What did Cameron gain in return? A few contracts were signed in Beijing–whether they will all materialize remains to be seen—but did he win the respect? Hardly, if we are to judge by the way China treated the press. A Bloomberg reporter was barred from attending Cameron’s press conference with the Chinese premier Li Keqiang in a pointed reminder of China’s anger and intolerance of the foreign media’s reporting of corruption cases involving Chinese high officials. With Cameron desperate to come to Beijing in order to mend ties, the Chinese government saw it as appropriate to ‘punish’ foreign journalists directly in his face.

But, if Cameron failed win the respect of the Chinese officials, did he at least win the respect of Chinese people? Hardly; their attitude was one of amusement rather than admiration. By eating in ‘ordinary’ Chinese restaurants, praising China’s history and ‘economic miracle’, Cameron earnestly acted the part of a sympathetic and friendly foreign leader. Yet Chinese audiences are all too familiar with the stage-management of foreign visits; people know this is a “show”, whose sub-plot is investment and trade. All Chinese both understand and excel at this kind of instrumentality.

Rather than appreciating Cameron’s gestures, many disdain them. What struck me following from London was that while the British press reported mostly favorably, China’s cyber-sphere rapidly filled with comments ridiculing Cameron’s speeches and behavior.

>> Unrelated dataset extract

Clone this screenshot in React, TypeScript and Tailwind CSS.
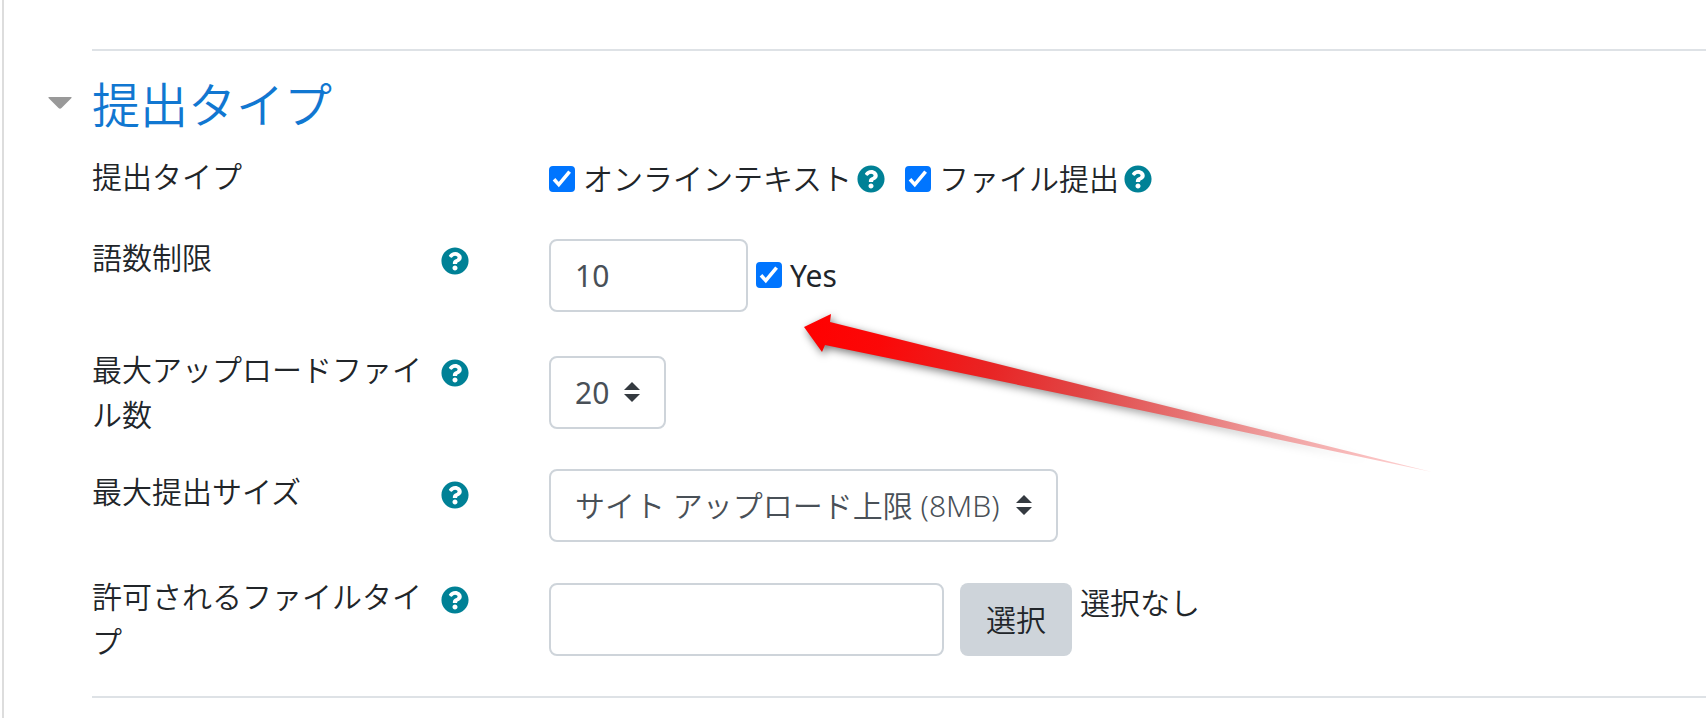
import type { ReactNode } from "react";
import { FaQuestionCircle } from "react-icons/fa";

function HelpIcon({ topic }: { topic: string }) {
  return (
    <button type="button" aria-label={`${topic} ヘルプ`} className="shrink-0 text-[#008196]">
      <FaQuestionCircle className="size-7" />
    </button>
  );
}

function Checkbox({ id, label, className = "" }: { id: string; label: string; className?: string }) {
  return (
    <>
      <span className="grid shrink-0">
        <input
          id={id}
          type="checkbox"
          defaultChecked
          className="peer col-start-1 row-start-1 size-[26px] appearance-none rounded border-2 border-[#767676] bg-white checked:border-[#0075ff] checked:bg-[#0075ff]"
        />
        <svg
          viewBox="0 0 26 26"
          aria-hidden="true"
          className="pointer-events-none invisible col-start-1 row-start-1 size-[26px] fill-none stroke-white stroke-[3.6] peer-checked:visible"
        >
          <path d="M5 13.300 9.800 18.600 20.600 5.600" />
        </svg>
      </span>
      <label htmlFor={id} className={`ml-2 ${className}`}>{label}</label>
    </>
  );
}

function Select({ id, value, className }: { id: string; value: string; className: string }) {
  return (
    <div className="relative">
      <select
        id={id}
        className={`h-[73px] appearance-none rounded-lg border-2 border-[#ced4da] bg-white pl-6 text-[#495057] ${className}`}
      >
        <option>{value}</option>
      </select>
      <svg
        viewBox="0 0 16 20"
        aria-hidden="true"
        className="pointer-events-none absolute top-[26px] right-[26px] h-5 w-4 fill-[#343a40]"
      >
        <path d="M0 8 8 0l8 8zM0 12h16l-8 8z" />
      </svg>
    </div>
  );
}

function Row({ id, label, className = "", children }: { id: string; label: string; className?: string; children: ReactNode }) {
  return (
    <div className={`grid grid-cols-[457px_1fr] items-center ${className}`}>
      <div className="flex items-start self-start">
        <label htmlFor={id} className="w-[333px] shrink-0">{label}</label>
        <span className="mt-3 ml-4 flex">
          <HelpIcon topic={label} />
        </span>
      </div>
      <div className="flex items-center">{children}</div>
    </div>
  );
}

function Arrow() {
  const points = "4,27 31,14 30,22 330,97 632,172 330,108 25,45 22,52";
  return (
    <svg
      viewBox="0 0 660 200"
      aria-hidden="true"
      className="pointer-events-none absolute top-[300px] left-[800px] h-[200px] w-[660px]"
    >
      <defs>
        <linearGradient id="arrow-fill" gradientUnits="userSpaceOnUse" x1="4" y1="27" x2="632" y2="172">
          <stop offset="0" stopColor="#ff0000" />
          <stop offset="0.12" stopColor="#fb0808" />
          <stop offset="0.3" stopColor="#e82525" />
          <stop offset="0.45" stopColor="#e14848" />
          <stop offset="0.6" stopColor="#e67171" />
          <stop offset="0.75" stopColor="#efa0a0" />
          <stop offset="0.9" stopColor="#fac0c0" />
          <stop offset="1" stopColor="#fdd8d8" />
        </linearGradient>
        <linearGradient id="arrow-shade" gradientUnits="userSpaceOnUse" x1="4" y1="27" x2="632" y2="172">
          <stop offset="0" stopColor="#000" stopOpacity="0.55" />
          <stop offset="0.5" stopColor="#000" stopOpacity="0.4" />
          <stop offset="0.9" stopColor="#000" stopOpacity="0" />
        </linearGradient>
        <filter id="arrow-blur" x="-10%" y="-20%" width="120%" height="140%">
          <feGaussianBlur stdDeviation="4" />
        </filter>
      </defs>
      <polygon points={points} transform="translate(2 3)" fill="url(#arrow-shade)" filter="url(#arrow-blur)" />
      <polygon points={points} fill="url(#arrow-fill)" />
    </svg>
  );
}

export default function App() {
  return (
    <div className="relative min-h-screen bg-white pl-[2px] font-['Noto_Sans','Noto_Sans_CJK_JP',sans-serif] text-[30px] leading-[45px] font-[350] text-[#212529]">
      <main lang="ja" className="min-h-screen border-l-2 border-[#dddddd] pt-[49px] pl-[88px]">
        <form className="border-y-2 border-[#dee2e6] pt-[25px]">
          <h3 className="-ml-11 flex items-center gap-5 text-5xl leading-[58px] font-[350]">
            <svg viewBox="0 0 24 12" aria-hidden="true" className="mb-1 h-3 w-6 fill-[#999999]">
              <path d="M1 0h22q1 0 .5 1L13.500 11q-1.500 1.500-3 0L.5 1Q0 0 1 0z" />
            </svg>
            <a href="#submission-types" className="text-[#1177d1]">提出タイプ</a>
          </h3>

          <div id="submission-types" className="mt-5 flex flex-col gap-8 pb-8">
            <fieldset className="grid h-[49px] grid-cols-[457px_1fr]">
              <legend className="float-left">提出タイプ</legend>
              <div className="flex items-center pt-0.5">
                <Checkbox id="online-text" label="オンラインテキスト" />
                <span className="mr-5 ml-[5px] flex"><HelpIcon topic="オンラインテキスト" /></span>
                <Checkbox id="file-submission" label="ファイル提出" />
                <span className="ml-[5px] flex"><HelpIcon topic="ファイル提出" /></span>
              </div>
            </fieldset>

            <Row id="word-limit" label="語数制限" className="h-20">
              <input
                id="word-limit"
                type="text"
                defaultValue="10"
                className="mr-2 h-[73px] w-[199px] rounded-lg border-2 border-[#ced4da] px-6 font-normal text-[#495057]"
              />
              <Checkbox id="word-limit-enabled" label="Yes" className="font-normal" />
            </Row>

            <Row id="max-files" label="最大アップロードファイル数">
              <Select id="max-files" value="20" className="w-[117px] font-normal" />
            </Row>

            <Row id="max-size" label="最大提出サイズ">
              <Select id="max-size" value="サイト アップロード上限 (8MB)" className="w-[509px]" />
            </Row>

            <Row id="file-types" label="許可されるファイルタイプ">
              <div className="flex items-start">
                <input
                  id="file-types"
                  type="text"
                  className="h-[73px] w-[395px] rounded-lg border-2 border-[#ced4da] px-6 text-[#495057]"
                />
                <button type="button" className="ml-4 h-[73px] w-28 rounded-lg bg-[#ced4da]">選択</button>
                <span className="ml-2 leading-10">選択なし</span>
              </div>
            </Row>
          </div>
        </form>
      </main>
      <Arrow />
    </div>
  );
}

As such, Cameron’s visit to China, which meant to ‘turn a new page’ in bi-lateral ties, may well have been counter-productive. This is because he and his foreign policy advisors underestimated both the diversity of opinions and the depth of criticism in Chinese civil society.

Thanks to the Internet, Chinese people now intensely discuss and debate politics online, albeit in a coded manner.  Put simply, two distinguishable major camps have emerged in China’s cyberspace: the ‘liberals’ who support political reform and multi-party democracy, and the ‘conservatives’ who insist that only the Chinese Communist Party (CCP) can ensure social stability in China.